Шов стебельчатый. Тамбурный. Крой рукава – очень сложно. Мережка.
Молодец. Хорошие руки. Ловкие. Вырастешь – мастерицей станешь. Будешь всю семью обшивать, да и сама без куска хлеба не останешься.
Так и не пришлось. Не довелось. Жаль.
Муж, выудив из ящика комода аккуратно, стежочек к стежку, заштопанный носок, повернулся медленно, как во сне. Он всегда становился медленным от гнева. Антошка знала. Останавливал и время, и себя. Чтобы не взорваться. Не убить. Спросил тихо, очень тихо – я что, так мало зарабатываю? Антошка только голову наклонила, сглатывая. Он был главный. Господи, наконец-то. Хоть кто-то главный в ее жизни. Не она сама. Принимал решения мгновенно. Безупречно умный. Безупречно красивый. Молчаливый. Каменные мышцы на широкой спине – каждую Антошка знала наизусть, на каждую молилась, засыпая, долго-долго не решаясь погладить, обнять, прижаться щекой. Он всегда засыпал на правом боку, лицом к окну. Любил так. Муж. Врач. Она даже мысленно по имени его не называла. Не хотела. Муж и врач. Это было самое главное. Самое лучшее. Лежа между его спиной и стенкой, ледяной, украшенной старым совсем, совсем чужим ковром, Антошка чувствовала себя счастливейшим на земле человеком.

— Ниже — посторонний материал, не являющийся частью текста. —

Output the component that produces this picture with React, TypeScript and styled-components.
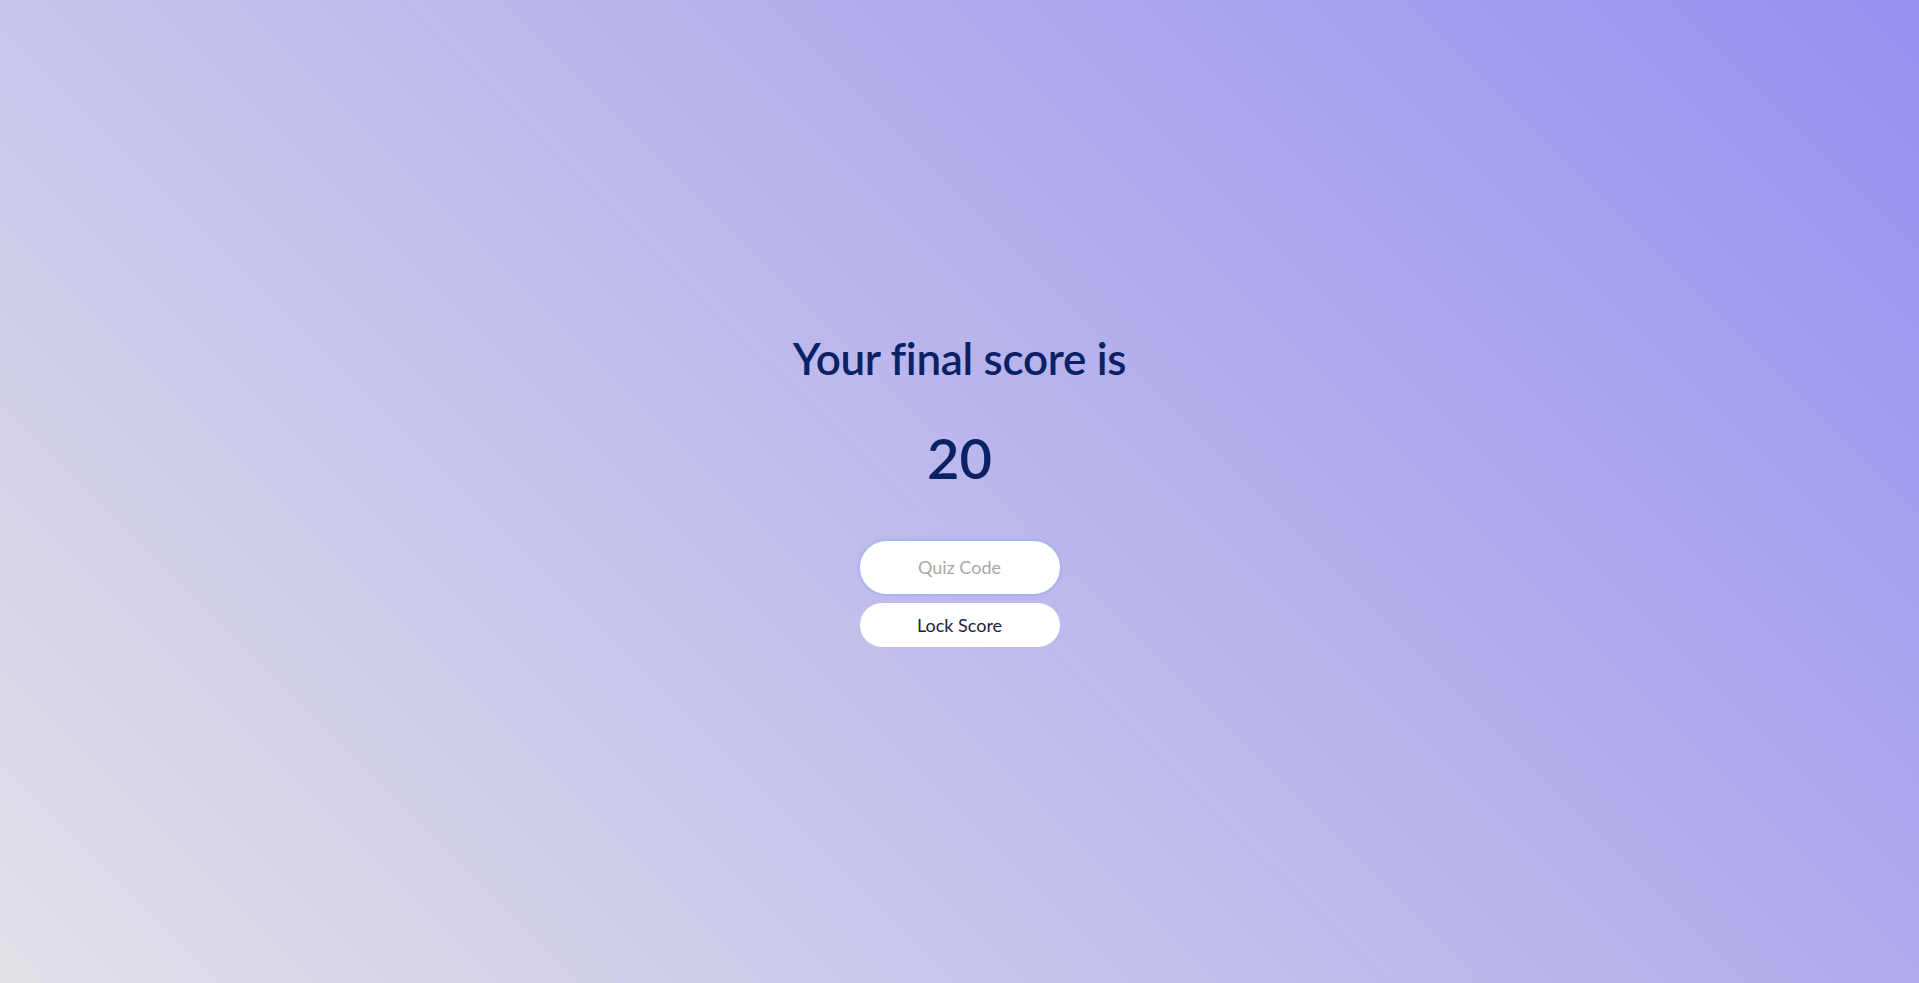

Мир, безопасность, уют. Чур, я в домике!
Заботиться, прикрыть собой, спрятаться за него. В него.
Хочу к тебе в сумку. Как кенгуру.
Посмотрел, не понимая, снова опустил голову – вернулся к книжке. Книжки жили в доме везде, путались под ногами, забредали табунком в углы, сваливались на голову, иногда пугали, иногда злили. Как живые. Его книжки. Вытирая пыль, Антошка гладила их по корешкам. Его книжки. Его носки. Его работа. Его жизнь. Если бы она могла, она бы в воздух превратилась, честное слово. Стала бы атмосферным явлением. Облаком нежности.
Лишь бы он. Лишь бы ему. Лишь бы для него.
Он был всем, чем Антошка не стала. Абсолютно всем.
Хорошим врачом. Хорошим, сильным человеком. Богом. Просто богом.
Заштопанные носки она выкинула в мусорное ведро. Скрутила в шарик и похоронила рядом с пустой яичной скорлупой и картонным молочным пакетом. Омлет по утрам. Бутерброды на обед, завернутые в прохладную фольгу, – ржаной хлеб, докторская колбаса, немного горчицы, огурчик свежий, ее собственное сердце. Борщ по субботам. Пирог по воскресеньям, всегда кривоватый почему-то, духовка, наверно, плохая. Не своя. А на ужин придумаю что-то особенное – потушу кислую капусту с тмином, и он станет есть, быстро, невнимательно, не отрываясь от книжки, роняя на старенькую клеенку (купить новую, заменить!) крошки и куски, капли света и короткие – от коротких волос – тени.
Муж. Врач. Главное все-таки – врач.
Антошка выиграла его, словно миллион по трамвайному билету.
Он был самый лучший на земле.
Она сама должна была быть точно такой же.
Папа работал в музее – архивариусом. Слово тянуло за собой тараканьи усы, усищи даже, сюртук, высокий, расшитый позументами ворот, немилосердно натирающий шею. Умеренность и аккуратность. На самом деле папа был сутуловатый, маленький. Волосы грустными косицами на воротнике, вечно засаленном. Мама, когда они развелись по разным комнатам, стирала только свое и Антошкино. Папа не умел. Да так и не научился. Замачивал свитер в эмалированном тазу, желтом, гулком, засыпал порошком – и забывал на неделю. Свитер тонул в сероватой, хлопьями, пене, которая становилась черной, превращалась в воду, стоячую, густую, как страшный сон. Мама, заходя в ванную, сначала морщилась, потом поводила носом и, наконец, принималась орать про немыслимый свинарник и человеческую распущенность. Хочешь, чтобы ребенок чумой заболел? Из этой тряпки лягушки скоро запрыгают! При слове «лягушки» мама косила на Антошку голубым бешеным глазом – мол, это просто шутка такая, не бойся. Правда, весело? Не весело совсем.